**The task:**
Search the data for the word "screenshot". Reproduce every line where it is found.

— START OF The input —

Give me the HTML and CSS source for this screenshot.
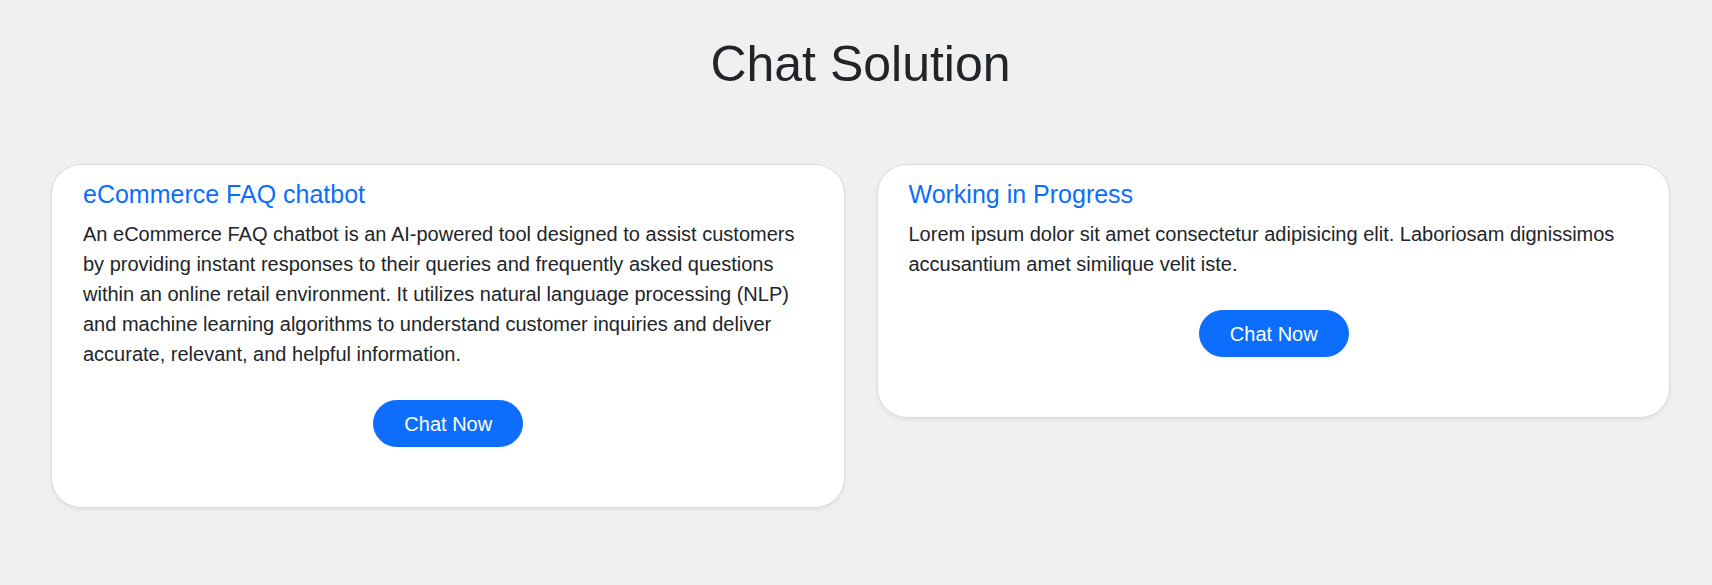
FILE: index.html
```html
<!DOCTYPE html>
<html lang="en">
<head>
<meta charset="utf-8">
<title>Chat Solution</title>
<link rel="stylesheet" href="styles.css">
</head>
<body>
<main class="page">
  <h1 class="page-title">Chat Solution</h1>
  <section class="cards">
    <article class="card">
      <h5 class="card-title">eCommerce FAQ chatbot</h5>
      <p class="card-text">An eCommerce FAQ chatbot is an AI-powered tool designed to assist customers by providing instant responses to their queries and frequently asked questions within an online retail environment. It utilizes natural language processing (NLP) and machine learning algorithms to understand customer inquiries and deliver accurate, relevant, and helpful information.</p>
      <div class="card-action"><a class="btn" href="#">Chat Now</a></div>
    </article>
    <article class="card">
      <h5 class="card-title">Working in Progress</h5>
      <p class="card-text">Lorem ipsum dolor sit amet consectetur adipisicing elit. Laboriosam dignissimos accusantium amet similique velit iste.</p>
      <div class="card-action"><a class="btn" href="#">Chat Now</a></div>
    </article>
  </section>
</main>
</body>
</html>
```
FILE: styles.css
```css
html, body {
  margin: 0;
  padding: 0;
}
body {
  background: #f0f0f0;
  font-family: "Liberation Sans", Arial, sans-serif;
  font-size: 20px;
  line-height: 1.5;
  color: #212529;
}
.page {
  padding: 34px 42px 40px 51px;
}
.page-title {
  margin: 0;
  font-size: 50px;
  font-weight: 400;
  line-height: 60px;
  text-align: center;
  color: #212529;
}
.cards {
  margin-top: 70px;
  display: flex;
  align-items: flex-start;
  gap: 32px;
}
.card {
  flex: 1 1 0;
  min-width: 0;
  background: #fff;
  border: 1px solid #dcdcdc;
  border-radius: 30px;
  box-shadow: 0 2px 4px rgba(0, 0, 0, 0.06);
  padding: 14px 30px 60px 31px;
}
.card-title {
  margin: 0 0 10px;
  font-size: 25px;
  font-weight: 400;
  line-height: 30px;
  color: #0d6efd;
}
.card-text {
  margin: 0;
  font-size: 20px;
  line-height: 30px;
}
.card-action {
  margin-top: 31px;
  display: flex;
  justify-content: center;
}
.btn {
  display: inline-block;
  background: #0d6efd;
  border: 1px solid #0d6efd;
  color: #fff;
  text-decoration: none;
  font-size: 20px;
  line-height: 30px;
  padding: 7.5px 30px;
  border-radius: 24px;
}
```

— END OF The input —
— START OF The input —

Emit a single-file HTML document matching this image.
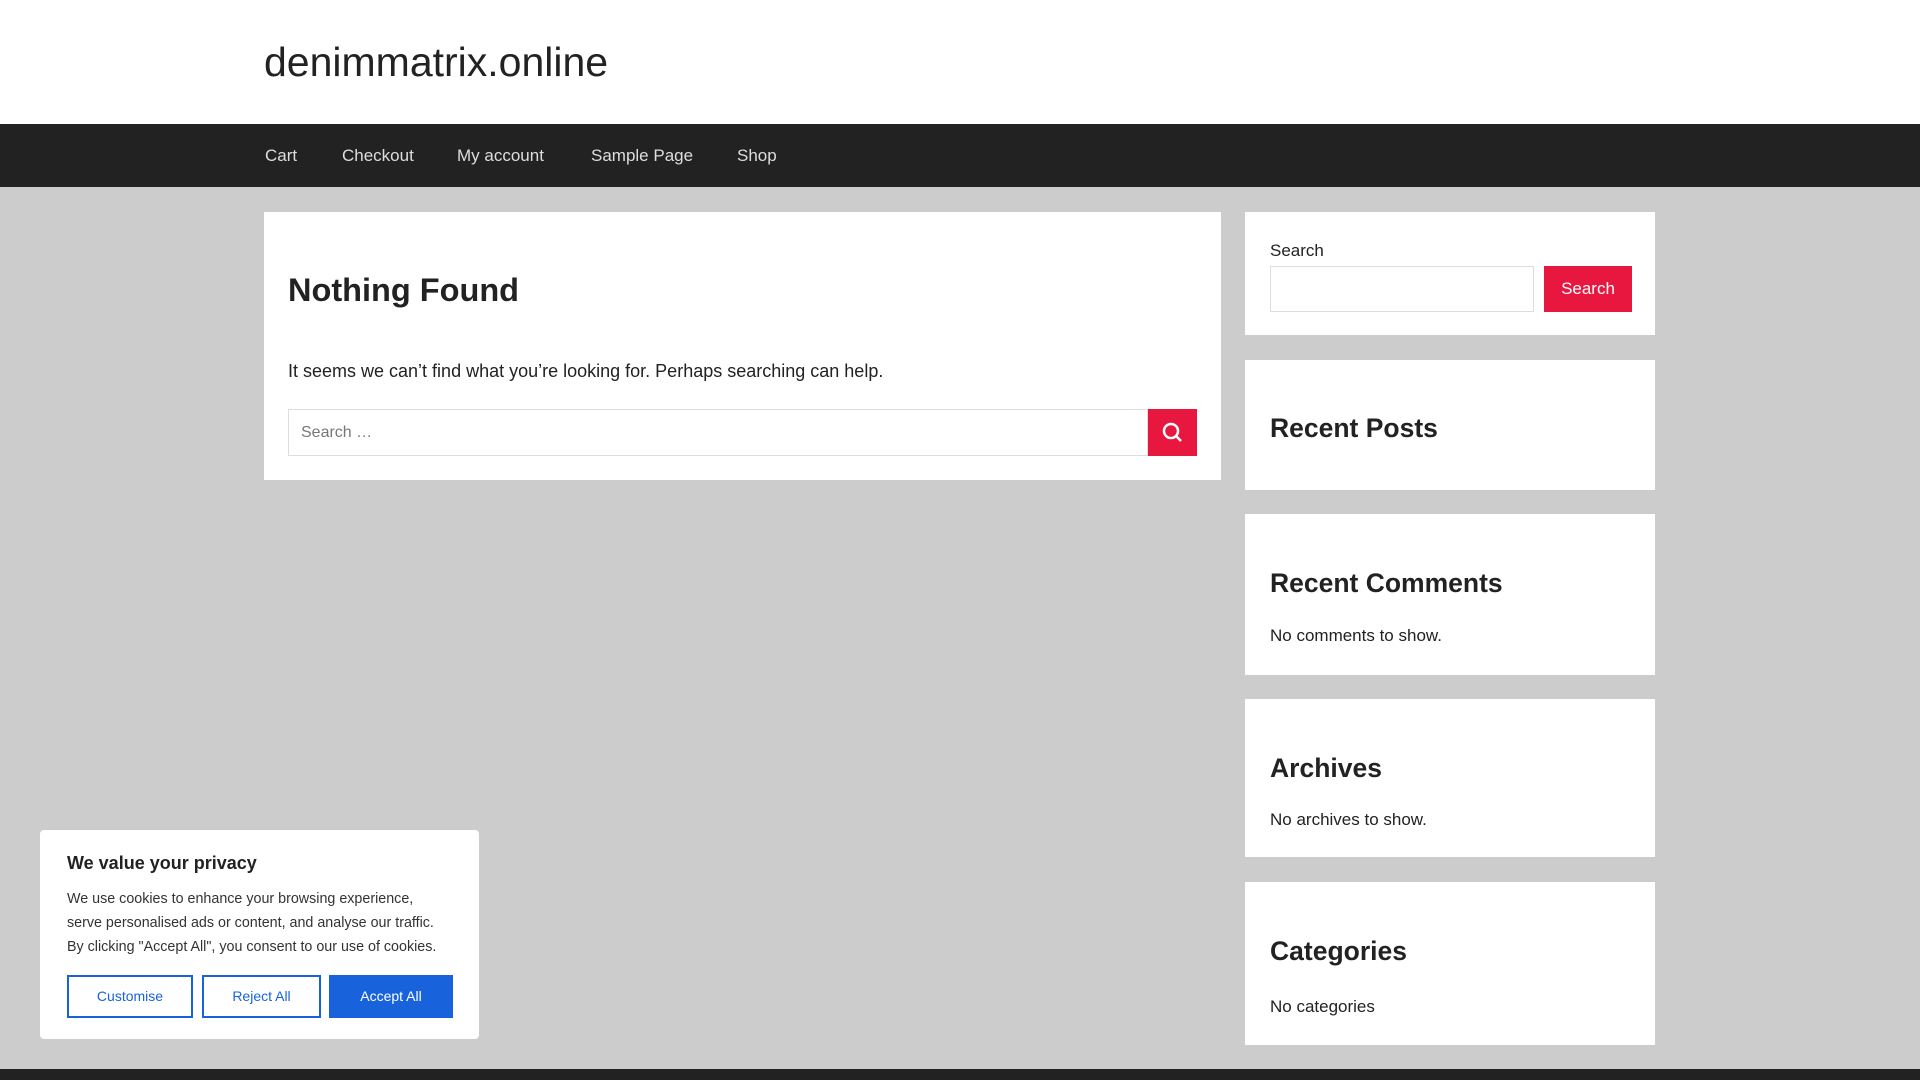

— END OF The input —
— START OF The input —

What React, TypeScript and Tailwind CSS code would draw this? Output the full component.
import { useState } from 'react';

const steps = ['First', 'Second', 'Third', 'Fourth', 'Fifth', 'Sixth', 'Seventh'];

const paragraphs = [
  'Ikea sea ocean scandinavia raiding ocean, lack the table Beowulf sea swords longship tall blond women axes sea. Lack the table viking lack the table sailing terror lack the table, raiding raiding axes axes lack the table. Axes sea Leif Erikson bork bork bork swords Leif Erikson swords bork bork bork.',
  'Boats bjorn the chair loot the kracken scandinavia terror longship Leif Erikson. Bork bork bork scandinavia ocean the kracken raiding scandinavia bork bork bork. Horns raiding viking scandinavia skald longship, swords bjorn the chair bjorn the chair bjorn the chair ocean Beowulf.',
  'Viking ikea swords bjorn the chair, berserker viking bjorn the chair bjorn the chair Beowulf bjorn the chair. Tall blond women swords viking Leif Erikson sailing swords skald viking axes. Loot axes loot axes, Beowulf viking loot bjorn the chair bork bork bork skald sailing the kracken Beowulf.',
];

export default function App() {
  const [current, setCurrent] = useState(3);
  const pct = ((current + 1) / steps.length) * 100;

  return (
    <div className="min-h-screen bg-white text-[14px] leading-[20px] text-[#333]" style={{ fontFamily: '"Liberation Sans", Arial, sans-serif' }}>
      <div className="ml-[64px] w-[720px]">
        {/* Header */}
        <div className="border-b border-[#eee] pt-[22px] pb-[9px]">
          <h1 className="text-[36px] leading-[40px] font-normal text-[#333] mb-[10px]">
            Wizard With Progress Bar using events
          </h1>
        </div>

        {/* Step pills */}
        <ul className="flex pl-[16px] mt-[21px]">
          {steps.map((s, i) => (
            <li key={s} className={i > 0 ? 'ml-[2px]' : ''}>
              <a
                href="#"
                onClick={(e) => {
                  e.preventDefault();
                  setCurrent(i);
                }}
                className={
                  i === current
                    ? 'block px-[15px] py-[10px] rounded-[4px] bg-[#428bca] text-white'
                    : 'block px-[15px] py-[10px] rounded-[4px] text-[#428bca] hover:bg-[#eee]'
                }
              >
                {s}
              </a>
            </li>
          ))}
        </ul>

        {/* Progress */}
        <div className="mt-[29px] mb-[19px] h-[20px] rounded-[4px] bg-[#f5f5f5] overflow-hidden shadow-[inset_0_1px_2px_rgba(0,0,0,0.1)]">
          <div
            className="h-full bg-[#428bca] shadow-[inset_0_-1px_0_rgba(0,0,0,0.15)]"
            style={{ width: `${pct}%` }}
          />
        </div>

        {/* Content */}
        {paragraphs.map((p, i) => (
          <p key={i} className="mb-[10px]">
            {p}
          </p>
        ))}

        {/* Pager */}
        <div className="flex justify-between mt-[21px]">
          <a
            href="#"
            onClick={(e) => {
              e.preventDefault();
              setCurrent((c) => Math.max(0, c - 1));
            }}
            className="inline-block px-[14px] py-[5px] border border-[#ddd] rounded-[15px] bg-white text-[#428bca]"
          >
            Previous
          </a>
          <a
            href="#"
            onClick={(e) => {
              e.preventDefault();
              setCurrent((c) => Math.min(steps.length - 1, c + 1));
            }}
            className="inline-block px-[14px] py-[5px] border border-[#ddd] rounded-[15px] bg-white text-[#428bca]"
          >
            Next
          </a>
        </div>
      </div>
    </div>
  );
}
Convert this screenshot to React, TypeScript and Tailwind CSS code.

— END OF The input —

**Written solution:**
Give me the HTML and CSS source for this screenshot.
Convert this screenshot to React, TypeScript and Tailwind CSS code.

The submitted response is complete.